SOME REFERENCE BOOKS
Now that the hounds of spring are on winter's traces, we turn with pleasure to page 20 of the excellent Road Atlas-Guide to Great Britain, issued by Messrs. Philip at 3s. 6d., and trace our route out of London down the Old Kent Road to the Sussex downs, where we fain would be. We have not seen a dearer or better arranged guide for motorists in so small a compass and we cordially recommend this pocket volume.

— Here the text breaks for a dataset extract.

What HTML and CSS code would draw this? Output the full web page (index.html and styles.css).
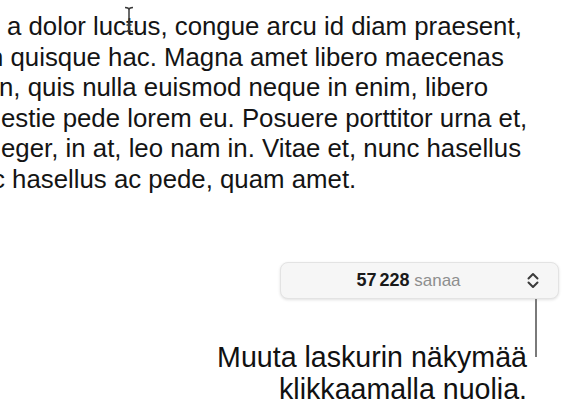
FILE: index.html
```html
<!DOCTYPE html>
<html lang="fi">
<head>
    <meta charset="UTF-8">
    <meta name="viewport" content="width=device-width, initial-scale=1.0">
    <title>Sanamäärä</title>
    <link rel="stylesheet" href="styles.css">
</head>
<body>

    <div class="page">
        <div class="doc">
            <div class="line l1">a dolor luctus, congue arcu id diam praesent,</div>
            <div class="line l2">n quisque hac. Magna amet libero maecenas</div>
            <div class="line l3">n, quis nulla euismod neque in enim, libero</div>
            <div class="line l4">estie pede lorem eu. Posuere porttitor urna et,</div>
            <div class="line l5">eger, in at, leo nam in. Vitae et, nunc hasellus</div>
            <div class="line l6">c hasellus ac pede, quam amet.</div>

            <!-- text cursor -->
            <svg class="ibeam" width="12" height="27" viewBox="0 0 12 27">
                <path d="M2 1.5 Q6 1.5 6 4 Q6 1.5 10 1.5 M6 4 V23 Q6 25.5 2 25.5 M6 23 Q6 25.5 10 25.5 M3.5 19 H8.5" fill="none" stroke="#3a3a3a" stroke-width="1.5"/>
            </svg>
        </div>

        <div class="counter-row">
            <div class="counter">
                <span class="count"><b>57 228</b> sanaa</span>
                <svg class="stepper" width="12" height="17" viewBox="0 0 12 17">
                    <path d="M1.5 6.5 L6 2 L10.5 6.5 M1.5 10.5 L6 15 L10.5 10.5" fill="none" stroke="#3b3b3b" stroke-width="2" stroke-linecap="round" stroke-linejoin="round"/>
                </svg>
            </div>
        </div>

        <div class="callout">
            <div class="callout-text">Muuta laskurin näkymää<br>klikkaamalla nuolia.</div>
            <div class="leader"></div>
        </div>
    </div>

</body>
</html>
```

FILE: styles.css
```css
/* Core styles */
body {
    margin: 0;
    background: #fff;
    font-family: "Liberation Sans", Arial, Helvetica, sans-serif;
    color: #111;
    overflow: hidden;
}

.page {
    width: 577px;
    height: 417px;
    overflow: hidden;
}

/* Document text, cut at the left edge */
.doc {
    position: relative;
    padding-top: 11px;
    font-size: 25.8px;
    line-height: 30.6px;
    color: #141414;
}

.line {
    white-space: nowrap;
}

.l1 { margin-left: 7px; }
.l2 { margin-left: -11px; }
.l3 { margin-left: -1px; }
.l4 { margin-left: 1px; }
.l5 { margin-left: 1px; }
.l6 { margin-left: -8px; }

.ibeam {
    position: absolute;
    left: 123px;
    top: 6px;
}

/* Word counter */
.counter-row {
    display: flex;
    justify-content: flex-end;
    padding: 67px 18px 0 0;
}

.counter {
    display: flex;
    align-items: center;
    width: 277px;
    height: 35px;
    background-color: #f6f6f6;
    border: 1px solid #e3e3e3;
    border-radius: 8px;
    box-shadow: 0 1px 3px rgba(0, 0, 0, 0.12);
}

.count {
    flex: 1;
    text-align: center;
    padding-left: 9px;
    font-size: 17px;
    color: #8e8e8e;
}

.count b {
    font-size: 18px;
    color: #1a1a1a;
    font-weight: bold;
    word-spacing: -2px;
}

.stepper {
    margin-right: 19px;
}

/* Callout */
.callout {
    display: flex;
    justify-content: flex-end;
    padding-right: 40px;
}

.callout-text {
    text-align: right;
    font-size: 28.6px;
    line-height: 32px;
    color: #111;
    margin-top: 42px;
    margin-right: 8px;
}

.leader {
    width: 2px;
    height: 58px;
    background-color: #7a7a7a;
}
```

Volume VII of Chambers's Encyclopaedia (Chambers, 20s.) takes us through all the paths of human activity from " Man- chester " to " pennywort." This is a really up-to-date encyclopaedia. We do not pretend to have read it all, but the article on patents, which we selected as a test, is very well written and full of recent information. 31,370 applications were made for patents in Great Britain during 1924, and 16,839 were granted. In the United' States of America the numbers were 76,855 and 42,594 respectively, which shows that the inventive urge is stronger, making allowances for difference in population, on the other side of the Atlantic.
We have received Volume III of Palgrave's Dictionary of Political Economy (Macmillan, 36s.), which we commend as cordially as the former excellent volumes. This dictionary gives under separate heads an account of the principal writers on' Political Economy and the characteristics of the different schools of economic thought. Every reference library should include this valuable work.